ZTO Express (NYSE: ZTO) reported first-quarter revenue of 13.28 billion yuan ($1.93 billion), a 22% increase from the prior year, as parcel volumes continued to show robust growth.
"During the first quarter of 2026, ZTO maintained focus on quality of services and customer satisfaction, and well executed our key strategies to improve operating cost efficiencies and strengthening network pricing policy fairness and transparency," Meisong Lai, Founder, Chairman and CEO, said in a statement.
The express delivery company's parcel volume for the quarter ended March 31 reached 9.7 billion, a 13.2% year-over-year increase. Adjusted net income grew 5.2% to 2.38 billion yuan, while net income rose 5.7% to 2.16 billion yuan. The company did not provide consensus estimate comparisons.
ZTO maintained its full-year parcel volume growth guidance of 10% to 13%, suggesting confidence in sustained demand. The company also announced a new $1.5 billion share repurchase program, effective through March 2028.
The growth in revenue was supported by an 8.2% increase in the core express delivery unit price, which the company attributed to a favorable shift in mix toward key accounts, including reverse logistics.
"Our volume growth against industry deceleration came from the consistency of anti-involution policy as well as our initiatives to drive reasonable profit allocation for everyone under the ZTO brand," CFO Huiping Yan said.

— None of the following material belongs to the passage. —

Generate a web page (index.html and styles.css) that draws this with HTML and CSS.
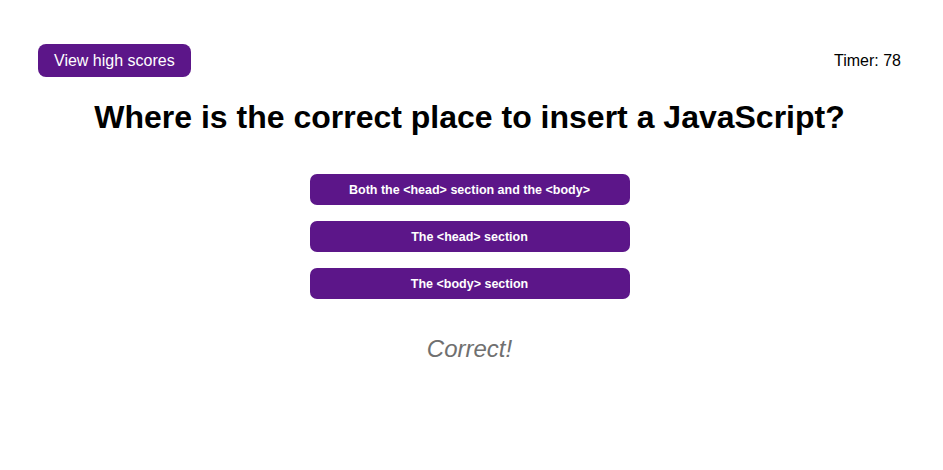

Unit transportation cost decreased by 9.8%, or 4 cents, which the company attributed to economies of scale and improved routing efficiency. Sorting hub operating costs increased by 6.0% due to higher labor-associated costs and depreciation.
The results indicate a focus on quality growth within China's express delivery industry, which is benefiting from policies aimed at reducing excessive competition. ZTO's performance suggests its strategy of balancing volume growth with profitability is proving effective. Investors will watch the company's ability to maintain pricing power and cost controls in the upcoming quarters.
This article is for informational purposes only and does not constitute investment advice.